On the other hand, should the assessment be left to professional assessment people? I think this is an argument that clearly shows that Public Works and Government Services has done something right. It is asking some good questions. However, the point remains that there has to be a reason given whenever these payments are stopped. In this case the payments were stopped. The minister should be required by law to give a reason for his particular noncompliance.
The other case has to do with the advisory panel that falls under Group No. 2, which I will not deal with here.
I will now deal with Motion No. 7. Motion No. 7 would amend the ministerial discretion which says “in the opinion of the minister” as pertaining to the period that the payment has been unreasonably delayed. The municipality sends out a notice of taxation indicating that the bill is due at a particular time. The dates are very clear and very specific. If the payment is not made at that time but made at a later date—let us say it is due on July 1 and the payment is not made until July 31—according to the act, if in the opinion of the minister that payment is late, he may recognize it. This is not a matter of opinion. It is very clear that if the taxes are due on July 1, they are due on that date, not on July 31. If the taxes have not been paid on July 1, then they are late.
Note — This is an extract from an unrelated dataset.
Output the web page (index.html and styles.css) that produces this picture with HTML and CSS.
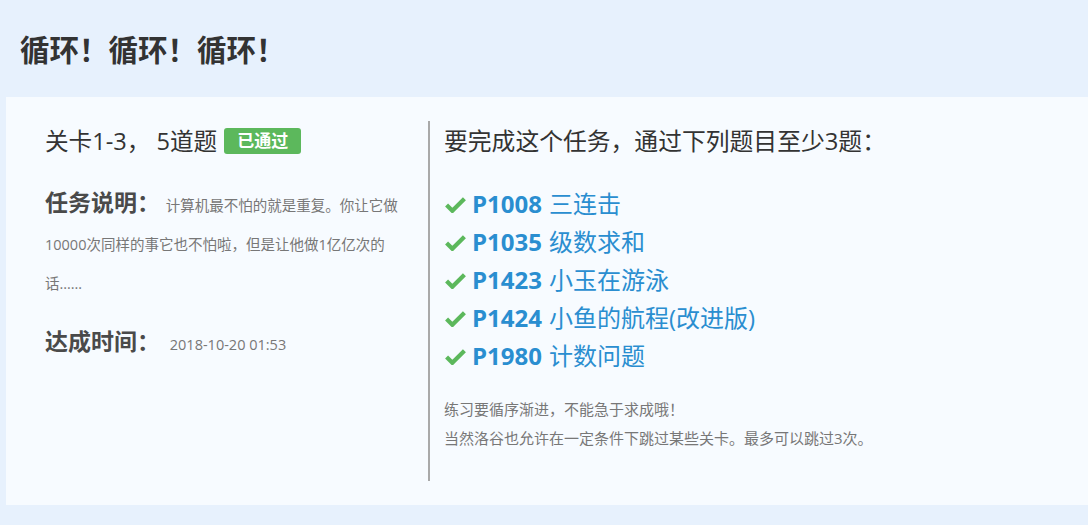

This amendment makes it clear that the minister should have a clear explanation of what it is he is doing when he opines a shift in date like this.
What this really does is it puts the payment in lieu of taxes on a more solid footing and moves in the direction of making the minister accountable. It is in the interest of all Canadians, and I think in the interest of the minister, to have that kind of protection in law. The minister would now be able to withstand any audit that might cast aspersions that he has not administered his department well.